[SUPPLIED DATA start]

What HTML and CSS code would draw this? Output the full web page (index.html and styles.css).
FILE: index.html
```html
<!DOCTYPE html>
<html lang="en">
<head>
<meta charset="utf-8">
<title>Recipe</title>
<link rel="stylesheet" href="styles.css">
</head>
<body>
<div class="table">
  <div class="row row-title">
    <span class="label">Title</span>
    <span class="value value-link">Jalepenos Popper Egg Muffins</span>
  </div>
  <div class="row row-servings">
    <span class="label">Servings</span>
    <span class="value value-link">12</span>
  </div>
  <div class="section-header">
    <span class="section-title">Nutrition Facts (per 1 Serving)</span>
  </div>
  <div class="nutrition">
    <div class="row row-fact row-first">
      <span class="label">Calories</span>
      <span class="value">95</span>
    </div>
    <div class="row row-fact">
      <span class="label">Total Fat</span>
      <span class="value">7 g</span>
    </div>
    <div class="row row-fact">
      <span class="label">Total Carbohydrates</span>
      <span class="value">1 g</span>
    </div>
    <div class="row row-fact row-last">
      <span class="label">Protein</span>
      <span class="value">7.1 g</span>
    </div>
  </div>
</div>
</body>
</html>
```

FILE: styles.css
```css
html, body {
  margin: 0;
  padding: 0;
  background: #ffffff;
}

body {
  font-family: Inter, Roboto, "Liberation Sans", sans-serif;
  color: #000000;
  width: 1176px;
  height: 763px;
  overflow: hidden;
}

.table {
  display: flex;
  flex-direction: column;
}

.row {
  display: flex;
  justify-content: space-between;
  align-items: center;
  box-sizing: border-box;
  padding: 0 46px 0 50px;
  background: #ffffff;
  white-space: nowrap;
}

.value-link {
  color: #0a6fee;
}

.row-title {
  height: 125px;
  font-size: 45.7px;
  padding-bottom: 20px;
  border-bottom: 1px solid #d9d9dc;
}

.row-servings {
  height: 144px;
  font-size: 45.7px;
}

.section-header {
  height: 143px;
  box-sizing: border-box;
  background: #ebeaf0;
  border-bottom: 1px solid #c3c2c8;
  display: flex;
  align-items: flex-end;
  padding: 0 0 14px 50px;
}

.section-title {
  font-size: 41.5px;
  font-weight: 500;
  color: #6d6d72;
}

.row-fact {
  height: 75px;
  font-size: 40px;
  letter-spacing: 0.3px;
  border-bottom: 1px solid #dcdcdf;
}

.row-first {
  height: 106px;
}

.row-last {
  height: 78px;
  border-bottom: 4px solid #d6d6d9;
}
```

[SUPPLIED DATA end]

#### WORK TO BE COMPLETED
Make an exact copy of the material above.

#### ANSWER TO THIS EXERCISE
What HTML and CSS code would draw this? Output the full web page (index.html and styles.css).
FILE: index.html
```html
<!DOCTYPE html>
<html lang="en">
<head>
<meta charset="utf-8">
<title>Recipe</title>
<link rel="stylesheet" href="styles.css">
</head>
<body>
<div class="table">
  <div class="row row-title">
    <span class="label">Title</span>
    <span class="value value-link">Jalepenos Popper Egg Muffins</span>
  </div>
  <div class="row row-servings">
    <span class="label">Servings</span>
    <span class="value value-link">12</span>
  </div>
  <div class="section-header">
    <span class="section-title">Nutrition Facts (per 1 Serving)</span>
  </div>
  <div class="nutrition">
    <div class="row row-fact row-first">
      <span class="label">Calories</span>
      <span class="value">95</span>
    </div>
    <div class="row row-fact">
      <span class="label">Total Fat</span>
      <span class="value">7 g</span>
    </div>
    <div class="row row-fact">
      <span class="label">Total Carbohydrates</span>
      <span class="value">1 g</span>
    </div>
    <div class="row row-fact row-last">
      <span class="label">Protein</span>
      <span class="value">7.1 g</span>
    </div>
  </div>
</div>
</body>
</html>
```

FILE: styles.css
```css
html, body {
  margin: 0;
  padding: 0;
  background: #ffffff;
}

body {
  font-family: Inter, Roboto, "Liberation Sans", sans-serif;
  color: #000000;
  width: 1176px;
  height: 763px;
  overflow: hidden;
}

.table {
  display: flex;
  flex-direction: column;
}

.row {
  display: flex;
  justify-content: space-between;
  align-items: center;
  box-sizing: border-box;
  padding: 0 46px 0 50px;
  background: #ffffff;
  white-space: nowrap;
}

.value-link {
  color: #0a6fee;
}

.row-title {
  height: 125px;
  font-size: 45.7px;
  padding-bottom: 20px;
  border-bottom: 1px solid #d9d9dc;
}

.row-servings {
  height: 144px;
  font-size: 45.7px;
}

.section-header {
  height: 143px;
  box-sizing: border-box;
  background: #ebeaf0;
  border-bottom: 1px solid #c3c2c8;
  display: flex;
  align-items: flex-end;
  padding: 0 0 14px 50px;
}

.section-title {
  font-size: 41.5px;
  font-weight: 500;
  color: #6d6d72;
}

.row-fact {
  height: 75px;
  font-size: 40px;
  letter-spacing: 0.3px;
  border-bottom: 1px solid #dcdcdf;
}

.row-first {
  height: 106px;
}

.row-last {
  height: 78px;
  border-bottom: 4px solid #d6d6d9;
}
```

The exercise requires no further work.